Several of these fresh Democratic recruits will face battle-tested, well-funded GOP incumbents who can rely on national Republicans or well-funded super PACs for financial support. Such backing has helped suppress support for previous Democratic opponents, who may have earned early buzz and support but fizzled closer to Election Day.
Potential recruits say that the DCCC is cautioning potential candidates that competing in dozens of new Republican-friendly districts will be expensive and could stretch resources.
"They were realistic. They're not selling a false bill of goods," said Miguel Solis, a Dallas school board member who had considered running against Rep. Pete Sessions, R-Texas, but declined because of family commitments. He said he had nearly a dozen conversations with senior Democratic lawmakers about the race.
"The numbers suggest it can be done, but it's going to take a significant coalition of independents, moderate Republicans and a significant turnout of Democrats to win it," Solis said.
In some cases, it also requires getting past primaries in expensive media markets. At least two other Democrats who are expected to run against Sessions, a former NFL player and former State Department official, will face just that.
That isn't stopping many Democrats from jumping in. In Colorado, the DCCC is working with Jason Crow, an attorney and former Army Ranger who has decided to challenge Rep. Mike Coffman, a perennial Democratic target. Crow said the decision was clear for him.

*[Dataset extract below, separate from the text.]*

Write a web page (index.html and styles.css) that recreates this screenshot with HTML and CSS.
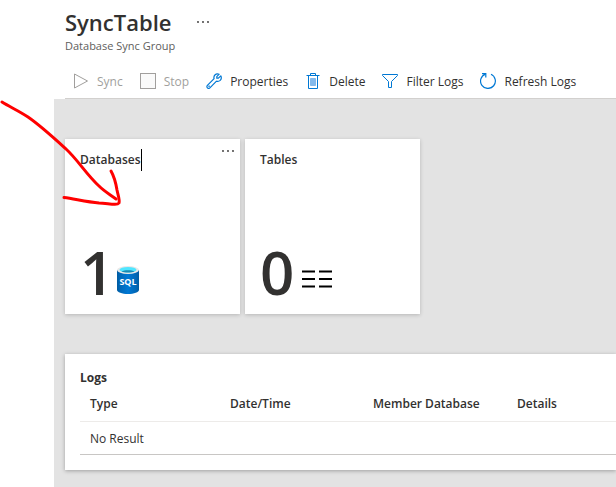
FILE: index.html
```html
<!DOCTYPE html>
<html lang="en">
<head>
    <meta charset="UTF-8">
    <title>SyncTable</title>
    <meta name="viewport" content="width=device-width, initial-scale=1.0">
    <link rel="stylesheet" href="styles.css">
</head>
<body>
    <div class="blade">
        <header class="blade-header">
            <div class="title-row">
                <h1>SyncTable</h1>
                <button class="more-btn" aria-label="More">
                    <svg width="12" height="4" viewBox="0 0 12 4" fill="#323130"><circle cx="1" cy="2" r="0.900"/><circle cx="6" cy="2" r="0.900"/><circle cx="11" cy="2" r="0.900"/></svg>
                </button>
            </div>
            <p class="subtitle">Database Sync Group</p>

            <div class="toolbar">
                <button class="tool" disabled>
                    <svg width="16" height="16" viewBox="0 0 16 16" fill="none" stroke="#a19f9d"><path d="M1.500 1v14L14.500 8z"/></svg>
                    Sync
                </button>
                <button class="tool" disabled>
                    <svg width="16" height="16" viewBox="0 0 16 16" fill="#fafafa" stroke="#a19f9d"><rect x="0.500" y="0.500" width="15" height="15"/></svg>
                    Stop
                </button>
                <button class="tool">
                    <svg width="16" height="16" viewBox="0 0 16 16" fill="none" stroke="#0078d4" stroke-width="1.200" stroke-linejoin="round"><path d="M13.200 1.200 10.800 3.600v1.600h1.600l2.400-2.400c.9 1.900.4 3.600-.6 4.600-1 .9-2.400 1.200-3.700.8l-6.600 6.600c-.7.700-1.800.7-2.500 0s-.7-1.800 0-2.500l6.700-6.700c-.4-1.200-.1-2.600.8-3.600 1.100-1.100 2.600-1.400 4.300-.8z"/><path d="M2.800 13.200h.6" stroke-linecap="round"/></svg>
                    Properties
                </button>
                <button class="tool">
                    <svg width="16" height="16" viewBox="0 0 16 16" fill="none" stroke="#0078d4"><path d="M1.500 2.500h13M5.500 2.500v-2h5v2M3.500 2.500v13h9v-13"/><path d="M5.500 5.500h5v7h-5z" fill="#83b9eb" stroke="#83b9eb"/></svg>
                    Delete
                </button>
                <button class="tool">
                    <svg width="16" height="16" viewBox="0 0 16 16" fill="none" stroke="#0078d4"><path d="M.5 1.500h15v1L9.500 8.500v6h-3v-6L.5 2.500z"/></svg>
                    Filter Logs
                </button>
                <button class="tool">
                    <svg width="16" height="16" viewBox="0 0 16 16" fill="none" stroke="#0078d4" stroke-width="1.200"><path d="M11 1.300a7.400 7.400 0 1 1-5.600-.2"/><path d="M2 .7h3.800v3.800"/></svg>
                    Refresh Logs
                </button>
            </div>
        </header>

        <main class="content">
            <div class="tiles">
                <section class="tile">
                    <div class="tile-head">
                        <h2 class="caret">Databases</h2>
                        <button class="more-btn" aria-label="Tile options">
                            <svg width="12" height="4" viewBox="0 0 12 4" fill="#323130"><circle cx="1" cy="2" r="0.900"/><circle cx="6" cy="2" r="0.900"/><circle cx="11" cy="2" r="0.900"/></svg>
                        </button>
                    </div>
                    <div class="tile-value">
                        <span class="number">1</span>
                        <svg class="sql-icon" width="24" height="30" viewBox="0 0 24 30">
                            <defs>
                                <linearGradient id="cyl">
                                    <stop offset="0" stop-color="#005ba1"/>
                                    <stop offset="0.15" stop-color="#0068b8"/>
                                    <stop offset="0.5" stop-color="#0078d4"/>
                                    <stop offset="0.85" stop-color="#0068b8"/>
                                    <stop offset="1" stop-color="#005ba1"/>
                                </linearGradient>
                            </defs>
                            <path d="M1 5v20c0 2.200 5 4 11 4s11-1.800 11-4V5z" fill="url(#cyl)"/>
                            <ellipse cx="12" cy="5" rx="11" ry="4" fill="#e8e8e8"/>
                            <ellipse cx="12" cy="4.700" rx="8.500" ry="2.800" fill="#50e6ff"/>
                            <path d="M5.500 6.400c1.600-.8 3.800-1.200 6.500-1.200s4.900.4 6.500 1.200c-1.600.8-3.800 1.100-6.500 1.100s-4.900-.3-6.500-1.100z" fill="#198ab3"/>
                            <text x="12" y="20" text-anchor="middle">SQL</text>
                        </svg>
                    </div>
                </section>
                <section class="tile">
                    <div class="tile-head">
                        <h2>Tables</h2>
                    </div>
                    <div class="tile-value">
                        <span class="number">0</span>
                        <svg class="rows-icon" width="30" height="18" viewBox="0 0 30 18" stroke="#000" stroke-width="2"><path d="M0 1.500h13M17 1.500h13M0 9h13M17 9h13M0 16.500h13M17 16.500h13"/></svg>
                    </div>
                </section>
            </div>

            <section class="logs">
                <h2>Logs</h2>
                <table>
                    <thead>
                        <tr>
                            <th class="col-type">Type</th>
                            <th class="col-date">Date/Time</th>
                            <th class="col-member">Member Database</th>
                            <th>Details</th>
                        </tr>
                    </thead>
                    <tbody>
                        <tr>
                            <td colspan="4">No Result</td>
                        </tr>
                    </tbody>
                </table>
            </section>
        </main>
    </div>

    <!-- hand-drawn arrow on top of the page -->
    <svg class="arrow" width="130" height="220" viewBox="0 0 130 220">
        <path d="M2 102C10 107 19 111 28 117C41 126 54 138 66 149C78 160 86 174 99 186C105 192 111 195 116 199"/>
        <path d="M111 171C115 178 116 184 117 190C118 195 120 200 119 203C117 206 107 203 99 203C87 202 75 199 64 197.500"/>
    </svg>
</body>
</html>
```
FILE: styles.css
```css
* {
    margin: 0;
    padding: 0;
    box-sizing: border-box;
}

body {
    background: #fff;
    color: #323130;
    font-family: "Segoe UI", "Open Sans", "Noto Sans", sans-serif;
    font-size: 12px;
    line-height: 18px;
    overflow-x: hidden;
}

button {
    background: none;
    border: none;
    color: inherit;
    font: inherit;
    cursor: pointer;
}

svg {
    display: block;
    flex-shrink: 0;
}

.blade {
    display: flex;
    flex-direction: column;
    min-height: 100vh;
    padding-left: 54px;
}

.blade-header {
    padding: 6px 0 0 11px;
}

.title-row {
    display: flex;
    align-items: center;
    gap: 26px;
}

.title-row h1 {
    font-size: 22px;
    font-weight: 600;
    line-height: 32px;
}

.subtitle {
    color: #605e5c;
    font-size: 11px;
    line-height: 16px;
}

.toolbar {
    display: flex;
    gap: 17px;
    padding: 19px 0 7px 8px;
    border-bottom: 1px solid #d2d0ce;
}

.tool {
    display: flex;
    align-items: center;
    gap: 8px;
    white-space: nowrap;
}

.tool svg {
    margin-bottom: 2px;
}

.tool:disabled {
    color: #a19f9d;
    cursor: default;
}

.content {
    flex: 1;
    background: #e3e3e3;
    padding: 40px 0 18px 11px;
}

.tiles {
    display: flex;
    gap: 5px;
    margin-bottom: 40px;
}

.tile {
    display: flex;
    flex-direction: column;
    justify-content: space-between;
    width: 175px;
    height: 175px;
    padding: 10px 6px 12px 15px;
    background: #fff;
    box-shadow: 0 1px 4px rgba(0, 0, 0, 0.2);
}

.tile-head {
    display: flex;
    justify-content: space-between;
}

.tile-head h2 {
    font-size: 12px;
    font-weight: 600;
    line-height: 22px;
}

.caret {
    border-right: 1px solid #000;
}

.tile-head .more-btn {
    align-self: flex-start;
}

.tile-value {
    display: flex;
    align-items: flex-end;
    gap: 2px;
}

.number {
    font-size: 60px;
    font-weight: 600;
    line-height: 60px;
}

.sql-icon {
    margin-bottom: 7px;
}

.sql-icon text {
    fill: #fff;
    font-size: 9px;
    font-weight: 700;
}

.rows-icon {
    margin: 0 0 14px 6px;
}

.logs {
    background: #fff;
    padding: 15px 0 15px 15px;
    box-shadow: 0 1px 4px rgba(0, 0, 0, 0.3);
}

.logs h2 {
    font-size: 12px;
    font-weight: 700;
    line-height: 18px;
}

table {
    width: 100%;
    border-collapse: collapse;
    table-layout: fixed;
}

th,
td {
    padding: 8px 10px;
    text-align: left;
}

th {
    font-weight: 600;
    white-space: nowrap;
    border-bottom: 1px solid #edebe9;
}

td {
    padding-bottom: 6px;
    border-bottom: 1px solid #c8c6c4;
}

.col-type {
    width: 140px;
}

.col-date {
    width: 143px;
}

.col-member {
    width: 144px;
}

.arrow {
    position: absolute;
    top: 0;
    left: 0;
    fill: none;
    stroke: #f00;
    stroke-width: 3;
    stroke-linecap: round;
    stroke-linejoin: round;
    pointer-events: none;
}
```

"If we're not OK with the state of affairs in D.C., and if we're not OK with the direction of our country," he said, "we're not going to fix it by electing the same kind of people with the same way of thinking than we've had in the past."
In addition to Crow, several military veterans are planning to run as Democrats. In the San Diego area, Josh Butner, a former Navy SEAL, is challenging Rep. Duncan Hunter, R-Calif., who is a Marine. In central Virginia, former Marine Roger Dean Huffstetler is running against Rep. Thomas Garrett, R-Va.
The Washington Post's Sarah Kaplan and Jenna Portnoy contributed to this report.